Perpindahan status ini disebut dengan mobilitas sosial.
Pendidikan merupakan
salah satu jalan untuk melakukan mobilitas sosial tersebut. Pendidikan
dipandang sebagai sebuah kesempatan untuk beralih dari suatu golongan ke
golongan yang lebih tinggi. Pendidikan secara merata memberi kesamaan dasar
pendidikan dan mengurangi perbedaan antara golongan tinggi dan rendah.
Menurut Beteille,
pendidikan merupakan sesuatu hal yang sangat berharga karena dapat memberikan
akses untuk jabatan dengan bayaran yang lebih baik. Banyak contoh yang
dapat diamati tentang seseorang yang statusnya meningkat berkat pendidikan yang
ditempuhnya. Pada jaman penjajahan Belanda misalnya, orang yang mampu
menyelesaikan pendidikannya di HIS (Hollands-Indlandsche School) mempunyai
harapan untuk menjadi pegawai dan mendapat kedudukan sosial yang terhormat.

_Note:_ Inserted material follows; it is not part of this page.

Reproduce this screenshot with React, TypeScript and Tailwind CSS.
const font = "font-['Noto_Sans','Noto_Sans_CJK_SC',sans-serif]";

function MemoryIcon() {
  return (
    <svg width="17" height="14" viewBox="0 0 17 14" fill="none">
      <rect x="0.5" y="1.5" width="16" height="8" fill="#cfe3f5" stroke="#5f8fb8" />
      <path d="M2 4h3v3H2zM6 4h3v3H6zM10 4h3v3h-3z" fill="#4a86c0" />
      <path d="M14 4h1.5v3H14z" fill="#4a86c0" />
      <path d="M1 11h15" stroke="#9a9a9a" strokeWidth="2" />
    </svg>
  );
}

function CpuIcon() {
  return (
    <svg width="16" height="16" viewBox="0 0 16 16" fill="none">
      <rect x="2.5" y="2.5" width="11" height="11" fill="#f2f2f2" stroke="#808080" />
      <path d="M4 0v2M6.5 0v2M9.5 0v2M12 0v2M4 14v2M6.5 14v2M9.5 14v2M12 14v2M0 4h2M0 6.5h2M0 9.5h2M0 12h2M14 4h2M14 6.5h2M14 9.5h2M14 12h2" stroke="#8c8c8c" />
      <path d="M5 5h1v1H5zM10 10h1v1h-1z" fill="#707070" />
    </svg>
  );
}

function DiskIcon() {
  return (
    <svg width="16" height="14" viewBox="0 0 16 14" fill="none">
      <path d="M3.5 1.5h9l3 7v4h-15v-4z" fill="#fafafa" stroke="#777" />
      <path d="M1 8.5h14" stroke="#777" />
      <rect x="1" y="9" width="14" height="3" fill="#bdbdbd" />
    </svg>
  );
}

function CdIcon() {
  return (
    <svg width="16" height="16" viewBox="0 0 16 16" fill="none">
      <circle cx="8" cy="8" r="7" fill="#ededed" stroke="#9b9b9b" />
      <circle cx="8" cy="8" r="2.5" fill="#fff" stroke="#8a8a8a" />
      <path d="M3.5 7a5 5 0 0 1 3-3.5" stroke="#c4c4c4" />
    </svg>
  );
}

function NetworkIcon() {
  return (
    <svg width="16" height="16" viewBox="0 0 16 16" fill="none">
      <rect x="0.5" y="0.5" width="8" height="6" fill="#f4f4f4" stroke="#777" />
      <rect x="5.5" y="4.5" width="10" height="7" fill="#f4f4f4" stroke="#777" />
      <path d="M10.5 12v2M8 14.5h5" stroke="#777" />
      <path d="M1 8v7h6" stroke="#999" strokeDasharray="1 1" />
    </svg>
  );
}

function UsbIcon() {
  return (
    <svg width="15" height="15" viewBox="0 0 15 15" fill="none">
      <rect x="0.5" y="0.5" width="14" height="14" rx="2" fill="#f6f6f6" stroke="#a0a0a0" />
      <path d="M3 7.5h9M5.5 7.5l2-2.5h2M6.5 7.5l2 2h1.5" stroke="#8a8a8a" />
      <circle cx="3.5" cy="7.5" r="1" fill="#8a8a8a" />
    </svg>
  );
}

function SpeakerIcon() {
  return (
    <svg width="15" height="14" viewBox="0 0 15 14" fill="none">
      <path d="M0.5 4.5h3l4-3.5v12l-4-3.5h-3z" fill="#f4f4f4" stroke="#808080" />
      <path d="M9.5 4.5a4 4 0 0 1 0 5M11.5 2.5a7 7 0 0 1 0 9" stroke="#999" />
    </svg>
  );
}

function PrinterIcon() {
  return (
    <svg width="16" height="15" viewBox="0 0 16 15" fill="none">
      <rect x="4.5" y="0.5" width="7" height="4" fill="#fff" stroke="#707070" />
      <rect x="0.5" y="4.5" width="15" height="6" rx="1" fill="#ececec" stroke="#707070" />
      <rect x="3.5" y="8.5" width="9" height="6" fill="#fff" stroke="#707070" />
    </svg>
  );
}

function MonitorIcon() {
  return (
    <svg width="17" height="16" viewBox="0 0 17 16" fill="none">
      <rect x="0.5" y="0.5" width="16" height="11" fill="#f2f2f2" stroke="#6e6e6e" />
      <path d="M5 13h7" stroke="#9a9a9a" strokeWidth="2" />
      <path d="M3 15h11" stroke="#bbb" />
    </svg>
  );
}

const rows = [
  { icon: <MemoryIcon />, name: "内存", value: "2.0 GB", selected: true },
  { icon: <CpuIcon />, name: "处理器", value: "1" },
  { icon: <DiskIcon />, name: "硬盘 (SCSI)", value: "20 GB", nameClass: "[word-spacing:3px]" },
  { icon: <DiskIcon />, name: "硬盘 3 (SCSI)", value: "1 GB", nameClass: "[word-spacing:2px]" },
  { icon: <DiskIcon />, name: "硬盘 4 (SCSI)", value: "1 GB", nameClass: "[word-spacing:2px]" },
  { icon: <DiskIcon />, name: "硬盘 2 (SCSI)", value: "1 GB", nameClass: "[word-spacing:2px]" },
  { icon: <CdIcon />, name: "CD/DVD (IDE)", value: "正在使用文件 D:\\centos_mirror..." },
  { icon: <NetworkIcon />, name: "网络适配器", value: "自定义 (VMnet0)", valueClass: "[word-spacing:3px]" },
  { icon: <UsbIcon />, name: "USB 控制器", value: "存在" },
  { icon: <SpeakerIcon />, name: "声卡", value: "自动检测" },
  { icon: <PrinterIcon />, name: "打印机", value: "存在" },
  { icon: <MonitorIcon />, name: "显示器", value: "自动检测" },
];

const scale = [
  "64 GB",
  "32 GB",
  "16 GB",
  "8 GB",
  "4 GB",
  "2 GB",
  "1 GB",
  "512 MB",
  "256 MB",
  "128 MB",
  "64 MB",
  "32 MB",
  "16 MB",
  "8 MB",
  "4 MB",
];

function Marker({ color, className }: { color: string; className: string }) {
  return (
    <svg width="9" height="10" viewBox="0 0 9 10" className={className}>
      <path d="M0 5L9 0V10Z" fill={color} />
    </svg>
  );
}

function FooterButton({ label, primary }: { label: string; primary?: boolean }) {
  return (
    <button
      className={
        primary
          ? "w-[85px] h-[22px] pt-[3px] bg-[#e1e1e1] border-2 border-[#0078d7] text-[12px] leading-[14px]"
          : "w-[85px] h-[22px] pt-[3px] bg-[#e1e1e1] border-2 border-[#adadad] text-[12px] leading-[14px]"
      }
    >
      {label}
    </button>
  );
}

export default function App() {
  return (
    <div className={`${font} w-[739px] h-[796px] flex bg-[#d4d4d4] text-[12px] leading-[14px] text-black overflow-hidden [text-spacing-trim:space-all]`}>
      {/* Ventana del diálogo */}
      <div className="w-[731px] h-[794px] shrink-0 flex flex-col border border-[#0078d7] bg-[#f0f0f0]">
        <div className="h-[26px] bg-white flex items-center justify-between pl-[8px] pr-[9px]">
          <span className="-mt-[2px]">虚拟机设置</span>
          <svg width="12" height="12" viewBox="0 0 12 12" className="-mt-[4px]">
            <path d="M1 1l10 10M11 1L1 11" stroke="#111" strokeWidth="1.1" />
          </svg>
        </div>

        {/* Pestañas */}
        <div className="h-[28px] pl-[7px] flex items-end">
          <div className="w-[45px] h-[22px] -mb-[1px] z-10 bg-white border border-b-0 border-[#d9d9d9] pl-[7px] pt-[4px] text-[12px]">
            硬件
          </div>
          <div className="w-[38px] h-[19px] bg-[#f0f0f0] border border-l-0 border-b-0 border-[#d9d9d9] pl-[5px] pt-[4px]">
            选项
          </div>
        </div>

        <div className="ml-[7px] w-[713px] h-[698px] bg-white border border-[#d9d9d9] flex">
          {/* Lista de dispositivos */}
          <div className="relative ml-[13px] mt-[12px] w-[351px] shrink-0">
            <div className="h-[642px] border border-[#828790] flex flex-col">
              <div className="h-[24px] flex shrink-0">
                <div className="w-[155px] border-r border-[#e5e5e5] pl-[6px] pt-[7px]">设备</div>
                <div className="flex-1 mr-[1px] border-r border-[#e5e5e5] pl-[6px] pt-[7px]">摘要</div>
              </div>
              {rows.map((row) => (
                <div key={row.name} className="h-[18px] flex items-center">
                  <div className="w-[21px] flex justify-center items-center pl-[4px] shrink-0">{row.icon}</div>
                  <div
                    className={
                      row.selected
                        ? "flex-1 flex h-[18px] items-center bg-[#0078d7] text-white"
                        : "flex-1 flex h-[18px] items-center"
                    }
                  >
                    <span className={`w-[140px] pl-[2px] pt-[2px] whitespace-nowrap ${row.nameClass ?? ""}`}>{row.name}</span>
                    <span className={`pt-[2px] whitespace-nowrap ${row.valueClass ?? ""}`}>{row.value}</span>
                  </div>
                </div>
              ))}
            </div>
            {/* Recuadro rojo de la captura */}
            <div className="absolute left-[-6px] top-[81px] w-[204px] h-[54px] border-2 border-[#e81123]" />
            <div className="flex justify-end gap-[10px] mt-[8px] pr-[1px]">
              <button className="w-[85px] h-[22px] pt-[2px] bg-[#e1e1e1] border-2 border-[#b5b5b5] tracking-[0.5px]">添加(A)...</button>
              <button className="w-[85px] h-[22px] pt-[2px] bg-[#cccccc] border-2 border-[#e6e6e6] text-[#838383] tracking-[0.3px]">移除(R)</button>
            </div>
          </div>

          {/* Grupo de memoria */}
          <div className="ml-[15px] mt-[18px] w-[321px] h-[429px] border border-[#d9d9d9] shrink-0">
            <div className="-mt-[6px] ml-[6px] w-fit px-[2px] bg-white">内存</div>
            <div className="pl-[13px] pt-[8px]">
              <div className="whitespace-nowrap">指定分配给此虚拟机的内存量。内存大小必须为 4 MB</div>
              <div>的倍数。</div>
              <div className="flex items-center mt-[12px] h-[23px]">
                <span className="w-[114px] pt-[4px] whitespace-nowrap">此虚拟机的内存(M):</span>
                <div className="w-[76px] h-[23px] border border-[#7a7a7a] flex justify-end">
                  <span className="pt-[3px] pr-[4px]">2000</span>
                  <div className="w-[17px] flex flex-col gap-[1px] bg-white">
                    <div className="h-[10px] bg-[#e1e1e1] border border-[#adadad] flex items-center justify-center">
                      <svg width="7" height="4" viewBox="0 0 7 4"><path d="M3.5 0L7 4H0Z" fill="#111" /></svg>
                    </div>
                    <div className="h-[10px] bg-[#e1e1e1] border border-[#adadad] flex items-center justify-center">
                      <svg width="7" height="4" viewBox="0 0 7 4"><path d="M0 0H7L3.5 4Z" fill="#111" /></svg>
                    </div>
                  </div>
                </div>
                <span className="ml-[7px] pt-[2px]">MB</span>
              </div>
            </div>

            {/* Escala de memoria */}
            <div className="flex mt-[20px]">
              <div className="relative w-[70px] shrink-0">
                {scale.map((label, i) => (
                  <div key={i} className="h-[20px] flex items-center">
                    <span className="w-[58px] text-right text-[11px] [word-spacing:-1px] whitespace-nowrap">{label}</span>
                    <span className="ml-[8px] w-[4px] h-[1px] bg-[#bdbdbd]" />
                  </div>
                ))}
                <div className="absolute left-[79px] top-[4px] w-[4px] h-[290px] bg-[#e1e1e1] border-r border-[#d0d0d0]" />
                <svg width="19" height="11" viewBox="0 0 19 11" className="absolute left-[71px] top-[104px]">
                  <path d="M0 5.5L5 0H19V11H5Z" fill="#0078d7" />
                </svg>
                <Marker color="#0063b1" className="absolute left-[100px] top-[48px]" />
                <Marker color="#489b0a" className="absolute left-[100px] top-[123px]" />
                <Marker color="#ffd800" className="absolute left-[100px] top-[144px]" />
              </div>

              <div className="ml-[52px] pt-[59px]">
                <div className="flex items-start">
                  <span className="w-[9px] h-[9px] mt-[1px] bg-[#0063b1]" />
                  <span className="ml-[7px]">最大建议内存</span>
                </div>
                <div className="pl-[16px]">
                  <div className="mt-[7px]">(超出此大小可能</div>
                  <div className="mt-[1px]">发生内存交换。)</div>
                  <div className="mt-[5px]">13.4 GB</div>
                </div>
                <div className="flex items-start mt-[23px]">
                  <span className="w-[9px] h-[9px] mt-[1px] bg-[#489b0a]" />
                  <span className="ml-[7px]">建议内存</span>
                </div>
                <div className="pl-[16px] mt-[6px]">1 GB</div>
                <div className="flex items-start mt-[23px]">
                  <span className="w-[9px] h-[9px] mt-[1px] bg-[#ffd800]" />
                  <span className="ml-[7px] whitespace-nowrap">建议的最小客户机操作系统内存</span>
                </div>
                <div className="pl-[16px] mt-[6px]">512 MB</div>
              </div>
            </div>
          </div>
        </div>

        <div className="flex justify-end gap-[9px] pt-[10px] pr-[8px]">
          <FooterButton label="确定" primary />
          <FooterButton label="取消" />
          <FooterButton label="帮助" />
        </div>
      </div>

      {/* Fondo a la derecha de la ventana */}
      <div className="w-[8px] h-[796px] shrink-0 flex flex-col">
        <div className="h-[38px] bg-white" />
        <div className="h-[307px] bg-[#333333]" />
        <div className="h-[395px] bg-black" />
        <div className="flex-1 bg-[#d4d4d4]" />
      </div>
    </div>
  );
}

Terlebih jika ia berhasil lulus MULO (Meer Uitgebreid Lager Oderwijs),
AMS (Algemene Middlebare School), atau perguruan tinggi, maka
semakin besar peluangnya mendapatkan kedudukan yang baik dan masuk golongan
sosial menengah atas.
Di samping itu, ada juga
beberapa faktor lain yang mempengaruhi mobilitas sosial di bidang pendidikan.
1) Faktor
guru. Para guru dapat mendorong anak didiknya untuk meningkatkan status
sosialnya melalui prestasi yang tinggi. Guru tersebut juga dapat menjadi model
mobilitas sosial berkat usahanya belajar sungguh-sungguh sehingga kedudukannya
meningkat. Sebaliknya, guru juga dapat menghambat proses mobilitas sosial
apabila guru memandang rendah dan tidak yakin akan kemampuan anak-anak golongan
bawah.
2) Faktor
sekolah. Sekolah dapat membuka kesempatan untuk meningkatkan status sosial
anak-anak golongan bawah. Di sekolah memiliki hak yang sama dalam memperoleh
pendidikan yang sama, mempelajari buku yang sama, diajar oleh guru yang sama,
bahkan berpakaian seragam yang sama dengan anak golongan tinggi.